- GOAL
"React" appears in how many lines of the entries? State only the number.
---------- ENTRIES
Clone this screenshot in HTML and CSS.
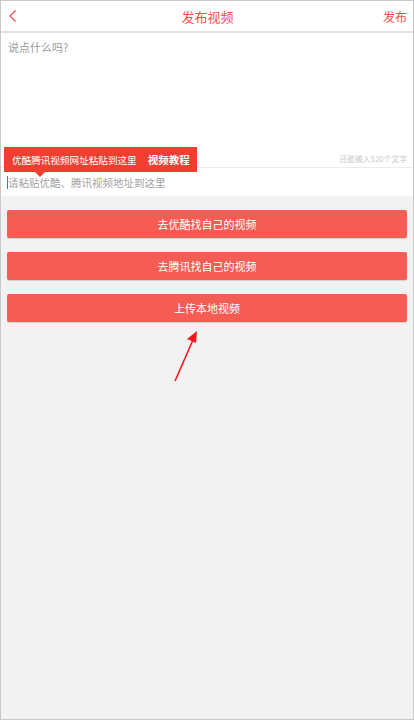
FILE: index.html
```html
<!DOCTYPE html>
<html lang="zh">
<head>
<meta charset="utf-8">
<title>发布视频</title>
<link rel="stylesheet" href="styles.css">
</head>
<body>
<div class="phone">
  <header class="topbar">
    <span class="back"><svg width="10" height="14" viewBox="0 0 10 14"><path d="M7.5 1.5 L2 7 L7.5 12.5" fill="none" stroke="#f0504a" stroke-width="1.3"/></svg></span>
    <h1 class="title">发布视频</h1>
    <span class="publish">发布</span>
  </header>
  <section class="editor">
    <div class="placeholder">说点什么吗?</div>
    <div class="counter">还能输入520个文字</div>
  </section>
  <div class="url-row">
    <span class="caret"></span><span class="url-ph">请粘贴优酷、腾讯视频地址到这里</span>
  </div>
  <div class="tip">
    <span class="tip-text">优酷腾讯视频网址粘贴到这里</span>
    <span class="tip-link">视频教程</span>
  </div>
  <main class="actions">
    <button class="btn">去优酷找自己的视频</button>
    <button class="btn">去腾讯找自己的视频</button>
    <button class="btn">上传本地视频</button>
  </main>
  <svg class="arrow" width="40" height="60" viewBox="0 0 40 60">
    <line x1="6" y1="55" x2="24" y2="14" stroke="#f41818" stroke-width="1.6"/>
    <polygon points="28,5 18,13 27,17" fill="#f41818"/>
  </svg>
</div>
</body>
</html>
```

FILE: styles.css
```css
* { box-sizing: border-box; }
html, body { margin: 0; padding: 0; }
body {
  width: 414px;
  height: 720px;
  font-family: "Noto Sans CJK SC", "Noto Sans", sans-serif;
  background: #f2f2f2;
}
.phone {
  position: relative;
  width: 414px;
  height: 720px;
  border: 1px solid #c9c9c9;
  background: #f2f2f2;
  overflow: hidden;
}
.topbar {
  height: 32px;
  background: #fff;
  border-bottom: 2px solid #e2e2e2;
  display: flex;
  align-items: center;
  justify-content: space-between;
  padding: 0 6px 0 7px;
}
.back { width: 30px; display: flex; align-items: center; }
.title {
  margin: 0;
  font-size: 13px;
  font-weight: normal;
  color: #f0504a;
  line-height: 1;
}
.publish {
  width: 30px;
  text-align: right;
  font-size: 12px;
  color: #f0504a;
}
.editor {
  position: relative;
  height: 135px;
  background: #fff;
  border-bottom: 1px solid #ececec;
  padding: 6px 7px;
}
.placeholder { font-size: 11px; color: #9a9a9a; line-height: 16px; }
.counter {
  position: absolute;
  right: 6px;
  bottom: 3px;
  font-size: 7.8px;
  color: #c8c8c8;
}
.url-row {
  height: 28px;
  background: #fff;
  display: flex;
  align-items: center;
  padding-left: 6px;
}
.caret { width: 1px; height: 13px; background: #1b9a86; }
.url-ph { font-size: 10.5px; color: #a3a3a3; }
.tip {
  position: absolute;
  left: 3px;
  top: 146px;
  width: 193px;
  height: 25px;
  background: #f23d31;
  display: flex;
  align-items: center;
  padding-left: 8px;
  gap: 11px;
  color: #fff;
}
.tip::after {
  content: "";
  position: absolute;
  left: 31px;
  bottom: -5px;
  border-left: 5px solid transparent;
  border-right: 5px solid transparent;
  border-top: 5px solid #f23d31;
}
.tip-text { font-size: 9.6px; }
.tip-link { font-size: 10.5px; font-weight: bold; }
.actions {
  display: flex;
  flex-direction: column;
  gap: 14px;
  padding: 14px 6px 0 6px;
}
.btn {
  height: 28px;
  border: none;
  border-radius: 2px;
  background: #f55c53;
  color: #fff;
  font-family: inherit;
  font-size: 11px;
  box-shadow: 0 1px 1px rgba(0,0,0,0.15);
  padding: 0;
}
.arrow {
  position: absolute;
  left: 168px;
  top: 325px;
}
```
--------------------
---------- ENTRIES
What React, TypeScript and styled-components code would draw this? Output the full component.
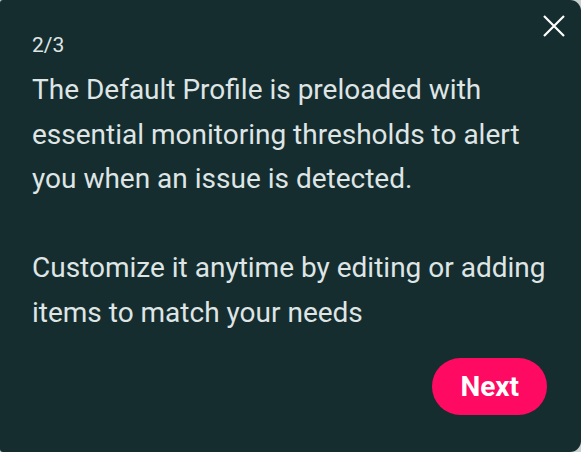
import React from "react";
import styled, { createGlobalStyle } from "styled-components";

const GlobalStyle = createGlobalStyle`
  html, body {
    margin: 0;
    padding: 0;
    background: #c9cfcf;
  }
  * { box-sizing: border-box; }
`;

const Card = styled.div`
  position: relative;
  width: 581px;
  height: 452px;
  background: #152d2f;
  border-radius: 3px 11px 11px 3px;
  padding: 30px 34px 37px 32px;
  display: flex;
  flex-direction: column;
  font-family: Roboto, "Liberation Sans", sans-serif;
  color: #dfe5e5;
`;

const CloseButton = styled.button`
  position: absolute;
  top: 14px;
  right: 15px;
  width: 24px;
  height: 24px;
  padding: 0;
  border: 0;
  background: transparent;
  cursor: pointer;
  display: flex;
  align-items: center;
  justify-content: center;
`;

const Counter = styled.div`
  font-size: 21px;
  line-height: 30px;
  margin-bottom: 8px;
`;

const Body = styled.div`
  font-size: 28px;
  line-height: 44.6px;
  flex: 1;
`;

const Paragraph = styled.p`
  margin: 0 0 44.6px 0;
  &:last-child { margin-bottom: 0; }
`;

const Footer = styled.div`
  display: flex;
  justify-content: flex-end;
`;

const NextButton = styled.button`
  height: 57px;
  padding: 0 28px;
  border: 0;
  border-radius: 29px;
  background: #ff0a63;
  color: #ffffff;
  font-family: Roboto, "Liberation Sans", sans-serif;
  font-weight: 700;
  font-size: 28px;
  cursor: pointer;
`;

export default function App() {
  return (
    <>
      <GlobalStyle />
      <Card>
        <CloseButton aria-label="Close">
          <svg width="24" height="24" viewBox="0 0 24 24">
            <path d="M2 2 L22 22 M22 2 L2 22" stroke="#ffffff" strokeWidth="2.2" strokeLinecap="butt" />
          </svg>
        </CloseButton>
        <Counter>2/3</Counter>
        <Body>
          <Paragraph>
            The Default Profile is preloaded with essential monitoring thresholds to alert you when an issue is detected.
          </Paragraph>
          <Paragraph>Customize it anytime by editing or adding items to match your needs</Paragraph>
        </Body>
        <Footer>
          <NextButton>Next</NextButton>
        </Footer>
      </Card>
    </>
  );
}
--------------------
- ANSWER TO THIS TASK
2